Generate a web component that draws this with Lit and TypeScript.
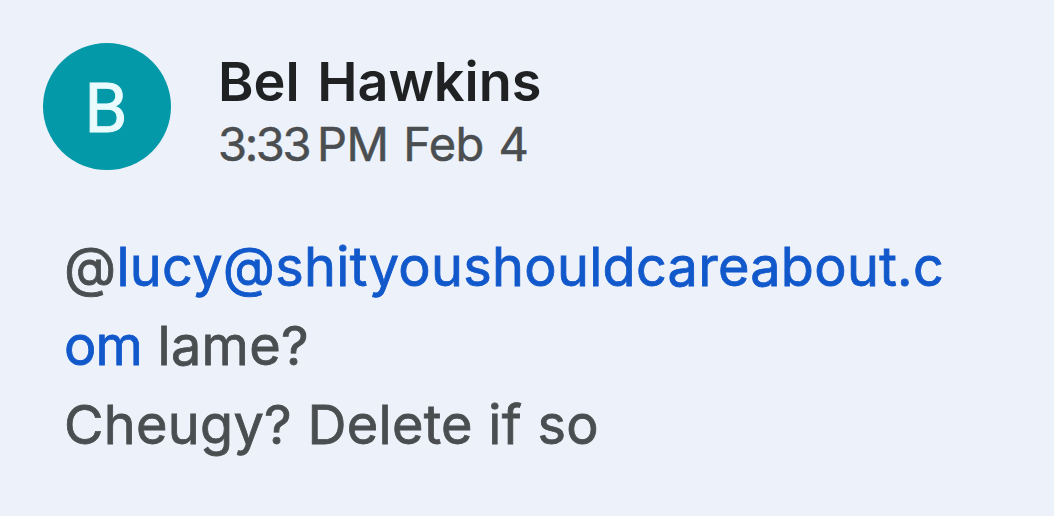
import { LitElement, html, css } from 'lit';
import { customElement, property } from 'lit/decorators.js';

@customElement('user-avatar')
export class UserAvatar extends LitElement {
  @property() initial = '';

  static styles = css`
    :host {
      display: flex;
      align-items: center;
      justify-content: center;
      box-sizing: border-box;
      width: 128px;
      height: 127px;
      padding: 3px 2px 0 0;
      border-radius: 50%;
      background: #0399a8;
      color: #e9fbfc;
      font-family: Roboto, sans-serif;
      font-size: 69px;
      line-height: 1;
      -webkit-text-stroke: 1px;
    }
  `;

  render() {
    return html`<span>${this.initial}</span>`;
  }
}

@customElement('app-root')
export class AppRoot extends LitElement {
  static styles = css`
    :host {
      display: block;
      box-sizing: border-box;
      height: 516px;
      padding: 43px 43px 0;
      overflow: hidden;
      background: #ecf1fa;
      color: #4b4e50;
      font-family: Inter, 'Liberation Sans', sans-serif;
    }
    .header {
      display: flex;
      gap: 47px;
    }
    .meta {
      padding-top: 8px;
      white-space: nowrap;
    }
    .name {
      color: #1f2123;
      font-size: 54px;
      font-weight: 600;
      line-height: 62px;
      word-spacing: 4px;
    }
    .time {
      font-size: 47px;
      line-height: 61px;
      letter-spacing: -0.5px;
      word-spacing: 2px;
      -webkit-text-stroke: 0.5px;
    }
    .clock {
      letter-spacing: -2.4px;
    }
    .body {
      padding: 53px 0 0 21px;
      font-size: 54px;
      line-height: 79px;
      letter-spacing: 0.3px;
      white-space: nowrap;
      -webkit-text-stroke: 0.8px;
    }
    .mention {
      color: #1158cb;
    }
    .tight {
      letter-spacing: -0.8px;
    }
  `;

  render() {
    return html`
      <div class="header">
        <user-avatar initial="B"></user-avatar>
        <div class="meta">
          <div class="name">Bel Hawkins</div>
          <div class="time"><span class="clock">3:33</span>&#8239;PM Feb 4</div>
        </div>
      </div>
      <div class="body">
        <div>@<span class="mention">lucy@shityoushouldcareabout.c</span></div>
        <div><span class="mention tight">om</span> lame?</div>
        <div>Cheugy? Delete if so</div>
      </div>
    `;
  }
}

________________________

Task details -> Give back every line exactly as it stands, pictures excluded.

Completed exercise ->
Generate a web component that draws this with Lit and TypeScript.
import { LitElement, html, css } from 'lit';
import { customElement, property } from 'lit/decorators.js';

@customElement('user-avatar')
export class UserAvatar extends LitElement {
  @property() initial = '';

  static styles = css`
    :host {
      display: flex;
      align-items: center;
      justify-content: center;
      box-sizing: border-box;
      width: 128px;
      height: 127px;
      padding: 3px 2px 0 0;
      border-radius: 50%;
      background: #0399a8;
      color: #e9fbfc;
      font-family: Roboto, sans-serif;
      font-size: 69px;
      line-height: 1;
      -webkit-text-stroke: 1px;
    }
  `;

  render() {
    return html`<span>${this.initial}</span>`;
  }
}

@customElement('app-root')
export class AppRoot extends LitElement {
  static styles = css`
    :host {
      display: block;
      box-sizing: border-box;
      height: 516px;
      padding: 43px 43px 0;
      overflow: hidden;
      background: #ecf1fa;
      color: #4b4e50;
      font-family: Inter, 'Liberation Sans', sans-serif;
    }
    .header {
      display: flex;
      gap: 47px;
    }
    .meta {
      padding-top: 8px;
      white-space: nowrap;
    }
    .name {
      color: #1f2123;
      font-size: 54px;
      font-weight: 600;
      line-height: 62px;
      word-spacing: 4px;
    }
    .time {
      font-size: 47px;
      line-height: 61px;
      letter-spacing: -0.5px;
      word-spacing: 2px;
      -webkit-text-stroke: 0.5px;
    }
    .clock {
      letter-spacing: -2.4px;
    }
    .body {
      padding: 53px 0 0 21px;
      font-size: 54px;
      line-height: 79px;
      letter-spacing: 0.3px;
      white-space: nowrap;
      -webkit-text-stroke: 0.8px;
    }
    .mention {
      color: #1158cb;
    }
    .tight {
      letter-spacing: -0.8px;
    }
  `;

  render() {
    return html`
      <div class="header">
        <user-avatar initial="B"></user-avatar>
        <div class="meta">
          <div class="name">Bel Hawkins</div>
          <div class="time"><span class="clock">3:33</span>&#8239;PM Feb 4</div>
        </div>
      </div>
      <div class="body">
        <div>@<span class="mention">lucy@shityoushouldcareabout.c</span></div>
        <div><span class="mention tight">om</span> lame?</div>
        <div>Cheugy? Delete if so</div>
      </div>
    `;
  }
}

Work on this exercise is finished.